Problem to work on » Pull out every line containing the string "draws".

Exercise material »
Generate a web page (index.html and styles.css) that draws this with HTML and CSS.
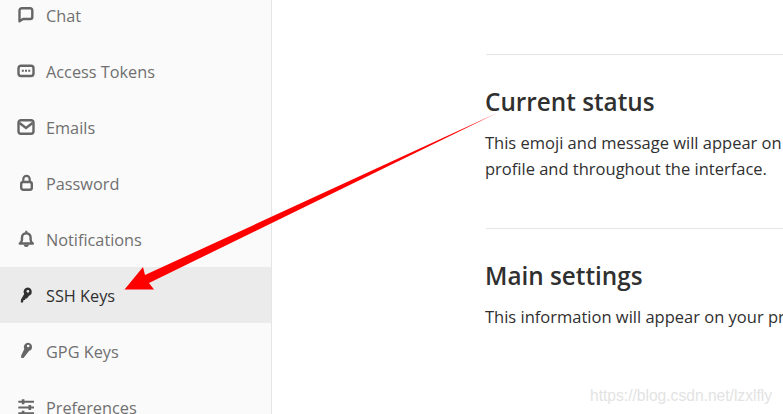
FILE: index.html
```html
<!DOCTYPE html>
<html lang="en">
<head>
    <meta charset="UTF-8">
    <meta name="viewport" content="width=device-width, initial-scale=1.0">
    <title>SSH Keys</title>
    <link rel="stylesheet" href="styles.css">
</head>
<body>
    <div class="layout">
        <nav class="sidebar">
            <a class="nav-item">
                <svg class="icon" viewBox="0 0 18 18"><path d="M2.500 15.300V4.500A2.300 2.300 0 0 1 4.800 2.200h8.500a2 2 0 0 1 2 2v6.800a2 2 0 0 1-2 2H6z" fill="none" stroke="currentColor" stroke-width="2.400" stroke-linejoin="round"/></svg>
                <span>Chat</span>
            </a>
            <a class="nav-item">
                <svg class="icon" viewBox="0 0 18 18"><rect x="1.500" y="3.700" width="15" height="10.300" rx="2.500" fill="none" stroke="currentColor" stroke-width="2.400"/><path d="M4.800 7.800h2v2h-2zM8 7.800h2v2H8zM11.200 7.800h2v2h-2z" fill="currentColor"/></svg>
                <span>Access Tokens</span>
            </a>
            <a class="nav-item">
                <svg class="icon" viewBox="0 0 18 18"><rect x="1.500" y="2.200" width="15" height="13.600" rx="2.500" fill="none" stroke="currentColor" stroke-width="2.400"/><path d="M2.500 5l6.500 5 6.500-5" fill="none" stroke="currentColor" stroke-width="2.400"/></svg>
                <span>Emails</span>
            </a>
            <a class="nav-item">
                <svg class="icon" viewBox="0 0 18 18"><path d="M6.300 8V5a3.200 3.200 0 0 1 6.400 0v3" fill="none" stroke="currentColor" stroke-width="2.200"/><rect x="4.200" y="8" width="10.600" height="7.800" rx="2" fill="none" stroke="currentColor" stroke-width="2.400"/></svg>
                <span>Password</span>
            </a>
            <a class="nav-item">
                <svg class="icon" viewBox="0 0 18 18"><path d="M2.800 13.500c1.500-1 2.200-2.200 2.200-4V7.500a4.300 4.300 0 0 1 8.600 0v2c0 1.800.7 3 2.200 4z" fill="none" stroke="currentColor" stroke-width="2.400" stroke-linejoin="round"/><path d="M6.800 14.500h5a2.500 2.500 0 0 1-5 0zM8.300 0.800h2v2h-2z" fill="currentColor"/></svg>
                <span>Notifications</span>
            </a>
            <a class="nav-item active">
                <svg class="icon" viewBox="0 0 18 18"><path d="M10.500 1.500a4.300 4.300 0 0 1 1.500 8.300L10 12.500H8.500L8 14H6.500L6 16.500H3.800L4 13.500 7.200 8a4.300 4.300 0 0 1 3.300-6.500zm.4 2.400a1.400 1.400 0 1 0 0 2.800 1.400 1.400 0 0 0 0-2.800z" fill="currentColor" fill-rule="evenodd"/></svg>
                <span>SSH Keys</span>
            </a>
            <a class="nav-item">
                <svg class="icon" viewBox="0 0 18 18"><path d="M10.700.7a4.300 4.300 0 0 1 1.300 8.400L6.500 16H4.200v-2.400L7.300 7a4.300 4.300 0 0 1 3.400-6.300zm.5 2a1.300 1.300 0 1 0 0 2.600 1.300 1.300 0 0 0 0-2.600z" fill="currentColor" fill-rule="evenodd"/></svg>
                <span>GPG Keys</span>
            </a>
            <a class="nav-item">
                <svg class="icon" viewBox="0 0 18 18"><path d="M1.300 3.700h15.700M1.300 9.500h15.700M1.300 15.200h15.700" fill="none" stroke="currentColor" stroke-width="2"/><path d="M4.800 1.300h2.600v5H4.800zM11.500 7h2.600v5h-2.600zM4.800 12.700h2.600v5H4.800z" fill="currentColor"/></svg>
                <span>Preferences</span>
            </a>
        </nav>
        <main class="content">
            <hr>
            <section class="block">
                <h2>Current status</h2>
                <p>This emoji and message will appear on your profile and throughout the interface.</p>
            </section>
            <hr>
            <section class="block">
                <h2>Main settings</h2>
                <p>This information will appear on your profile.</p>
            </section>
        </main>
    </div>

    <svg class="arrow" viewBox="0 0 783 414"><path d="M497 113 145 275 143 267 124.500 289.500 154 289.500 149 283z" fill="#ff0000"/></svg>
    <div class="watermark">https://blog.csdn.net/lzxlfly</div>
</body>
</html>
```

FILE: styles.css
```css
html, body {
    height: 100%;
}
body {
    margin: 0;
    overflow: hidden;
    background: #fff;
    color: #303030;
    font-family: "Open Sans", "Noto Sans", Arial, sans-serif;
    font-size: 16.500px;
}
.layout {
    display: flex;
    height: 100%;
}
.sidebar {
    flex: 0 0 271px;
    margin-top: -13px;
    background: #fafafa;
    border-right: 1px solid #e5e5e5;
    height: 440px;
}
.nav-item {
    display: flex;
    align-items: center;
    gap: 11px;
    height: 56px;
    padding-left: 17px;
    color: #707070;
    font-size: 16.300px;
}
.nav-item span {
    padding-top: 2px;
}
.nav-item .icon {
    color: #666;
}
.nav-item.active {
    background: #ebebeb;
    color: #303030;
}
.nav-item.active .icon {
    color: #303030;
}
.icon {
    width: 18px;
    height: 18px;
    flex: none;
}
.content {
    flex: none;
    width: 370px;
    margin-left: 214px;
    padding-top: 54px;
}
.content hr {
    width: 400px;
    height: 1px;
    margin: 0;
    border: none;
    background: #e5e5e5;
}
.block {
    height: 173px;
    margin-left: -1px;
}
h2 {
    margin: 0;
    padding-top: 29px;
    font-size: 24.300px;
    line-height: 36px;
    font-weight: 600;
}
p {
    margin: 10px 0 0;
    line-height: 26px;
}
.arrow {
    position: absolute;
    top: 0;
    left: 0;
    width: 783px;
    height: 414px;
}
.watermark {
    position: absolute;
    left: 590px;
    top: 387px;
    font-family: "Liberation Sans", Arial, sans-serif;
    font-size: 15.600px;
    color: #e3e3e3;
}
```
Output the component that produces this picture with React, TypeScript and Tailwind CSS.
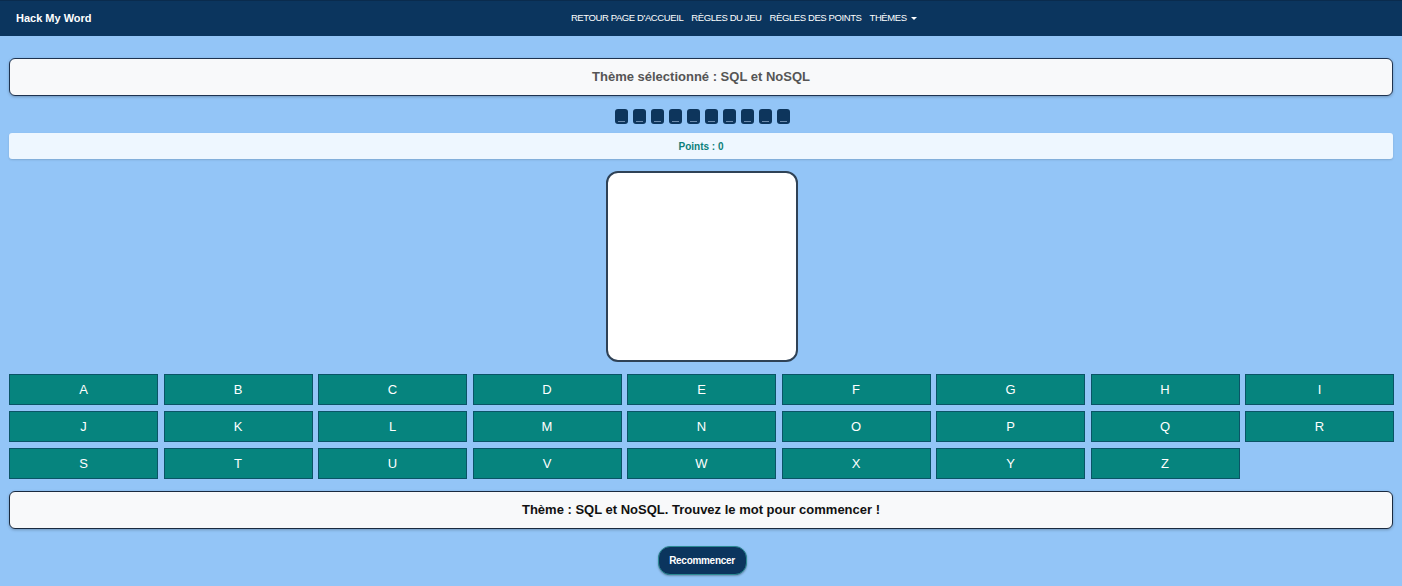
export default function App() {
  const rows = [
    ["A", "B", "C", "D", "E", "F", "G", "H", "I"],
    ["J", "K", "L", "M", "N", "O", "P", "Q", "R"],
    ["S", "T", "U", "V", "W", "X", "Y", "Z"],
  ]
  const slots = Array.from({ length: 10 })

  return (
    <div className="min-h-[586px] bg-[#93c5f7] font-['Liberation_Sans',Arial,sans-serif]">
      {/* Navbar */}
      <nav className="h-[36px] bg-[#0b355e] flex items-center px-4 border-t border-[#0a2b4d]">
        <span className="text-white text-[11px] font-bold">Hack My Word</span>
        <div className="flex-1 flex justify-center items-center gap-[8px] text-white text-[9.5px] tracking-[-0.4px] pl-[10px]">
          <span>RETOUR PAGE D'ACCUEIL</span>
          <span>RÈGLES DU JEU</span>
          <span>RÈGLES DES POINTS</span>
          <span className="flex items-center gap-[4px]">
            THÈMES
            <span className="inline-block w-0 h-0 border-l-[3px] border-r-[3px] border-t-[3px] border-l-transparent border-r-transparent border-t-white" />
          </span>
        </div>
      </nav>

      <div className="px-[9px] pt-[22px] flex flex-col">
        {/* Selected theme */}
        <div className="h-[38px] bg-[#f8f9fa] border border-[#1e3350] rounded-[6px] shadow-[0_1px_3px_rgba(0,0,0,0.25)] flex items-center justify-center">
          <span className="text-[#555] text-[13px] font-bold">Thème sélectionné : SQL et NoSQL</span>
        </div>

        {/* Word slots */}
        <div className="flex justify-center gap-[5px] mt-[13px] ml-[2px]">
          {slots.map((_, i) => (
            <div
              key={i}
              className="w-[13px] h-[15px] bg-[#0d355c] rounded-[3px] flex items-end justify-center pb-[2px]"
            >
              <span className="block w-[7px] h-[1px] bg-[#6d8cae]" />
            </div>
          ))}
        </div>

        {/* Points */}
        <div className="h-[26px] mt-[9px] bg-[#eef7ff] rounded-[3px] shadow-[0_1px_2px_rgba(0,0,0,0.15)] flex items-center justify-center">
          <span className="text-[#0b7f7a] text-[10px] font-bold">Points : 0</span>
        </div>

        {/* Hangman canvas */}
        <div className="flex justify-center mt-[12px] ml-[2px]">
          <div className="w-[192px] h-[191px] bg-white border-2 border-[#2f4256] rounded-[12px]" />
        </div>

        {/* Keyboard */}
        <div className="grid grid-cols-9 gap-x-[5.5px] gap-y-[6px] mt-[12px] mr-[-1px]">
          {rows.flat().map((l) => (
            <button
              key={l}
              className="h-[31px] bg-[#06847e] border border-[#0a5466] text-white text-[13px] flex items-center justify-center"
            >
              {l}
            </button>
          ))}
        </div>

        {/* Message */}
        <div className="h-[38px] mt-[12px] bg-[#f8f9fa] border border-[#1a2a3f] rounded-[6px] shadow-[0_1px_3px_rgba(0,0,0,0.25)] flex items-center justify-center">
          <span className="text-[#111] text-[13px] font-bold">Thème : SQL et NoSQL. Trouvez le mot pour commencer !</span>
        </div>

        {/* Restart */}
        <div className="flex justify-center mt-[17px]">
          <button className="w-[89px] h-[29px] bg-[#0b355e] border border-[#2a8a93] rounded-[12px] text-white text-[10px] font-bold tracking-[-0.3px] shadow-[0_1px_2px_rgba(0,0,0,0.3)] ml-[2px]">
            Recommencer
          </button>
        </div>
      </div>
    </div>
  )
}
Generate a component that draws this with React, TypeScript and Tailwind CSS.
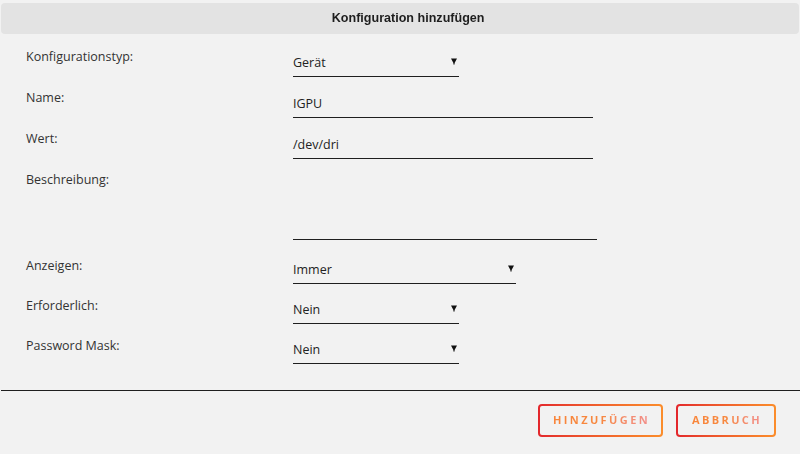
import React from "react";

function Arrow() {
  return (
    <svg width="6" height="7" viewBox="0 0 6 7">
      <polygon points="0,0.5 6,0.5 3.6,5 3.6,6.5 2.4,6.5 2.4,5" fill="#111" />
    </svg>
  );
}

type RowProps = {
  label: string;
  value?: string;
  width: string;
  height: string;
  mt: string;
  select?: boolean;
};

function Row({ label, value, width, height, mt, select }: RowProps) {
  return (
    <div className={`flex items-start ${mt}`}>
      <div className="w-[267px] pt-[4px] text-[12.5px] leading-[16px] text-[#333]">{label}</div>
      <div
        className={`${width} ${height} border-b border-[#1f1f1f] flex items-end justify-between pb-[5px] text-[12.5px] leading-[16px] text-[#222]`}
      >
        <span>{value ?? ""}</span>
        {select ? (
          <span className="pr-[2px] pb-[6px]">
            <Arrow />
          </span>
        ) : null}
      </div>
    </div>
  );
}

function GradButton({ text, width }: { text: string; width: string }) {
  return (
    <div className={`${width} h-[33px] rounded-[4px] p-[2px] bg-gradient-to-r from-[#e3262c] to-[#fb8d2b]`}>
      <div className="w-full h-full rounded-[2px] bg-[#f2f2f2] flex items-center justify-center">
        <span className="text-[11px] font-bold tracking-[2.4px] pl-[2px] bg-gradient-to-r from-[#f9853a] via-[#f7883f] to-[#f28f8c] bg-clip-text text-transparent">
          {text}
        </span>
      </div>
    </div>
  );
}

export default function App() {
  return (
    <div
      className="w-[800px] h-[454px] bg-[#f2f2f2] overflow-hidden"
      style={{ fontFamily: '"Open Sans", "Noto Sans", sans-serif' }}
    >
      <div className="pt-[3px] px-[1px]">
        <div className="h-[31px] rounded-[4px] bg-[#e3e3e3] flex items-center justify-center pl-[16px]">
          <span
            className="text-[13.5px] font-bold text-[#1e1e1e] inline-block scale-x-[0.93]"
            style={{ fontFamily: '"Liberation Sans", Arial, sans-serif' }}
          >
            Konfiguration hinzufügen
          </span>
        </div>
      </div>
      <div className="pl-[26px]">
        <Row label="Konfigurationstyp:" value="Gerät" width="w-[166px]" height="h-[32px]" mt="mt-[11px]" select />
        <Row label="Name:" value="IGPU" width="w-[300px]" height="h-[32px]" mt="mt-[9px]" />
        <Row label="Wert:" value="/dev/dri" width="w-[300px]" height="h-[32px]" mt="mt-[9px]" />
        <Row label="Beschreibung:" width="w-[304px]" height="h-[72px]" mt="mt-[9px]" />
        <Row label="Anzeigen:" value="Immer" width="w-[223px]" height="h-[30px]" mt="mt-[14px]" select />
        <Row label="Erforderlich:" value="Nein" width="w-[166px]" height="h-[30px]" mt="mt-[10px]" select />
        <Row label="Password Mask:" value="Nein" width="w-[166px]" height="h-[30px]" mt="mt-[10px]" select />
      </div>
      <div className="mt-[26px] ml-[1px] border-t border-[#1f1f1f]" />
      <div className="mt-[13px] flex justify-end gap-[13px] pr-[24px]">
        <GradButton text="HINZUFÜGEN" width="w-[125px]" />
        <GradButton text="ABBRUCH" width="w-[100px]" />
      </div>
    </div>
  );
}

Finished answer »
Generate a web page (index.html and styles.css) that draws this with HTML and CSS.
Generate a component that draws this with React, TypeScript and Tailwind CSS.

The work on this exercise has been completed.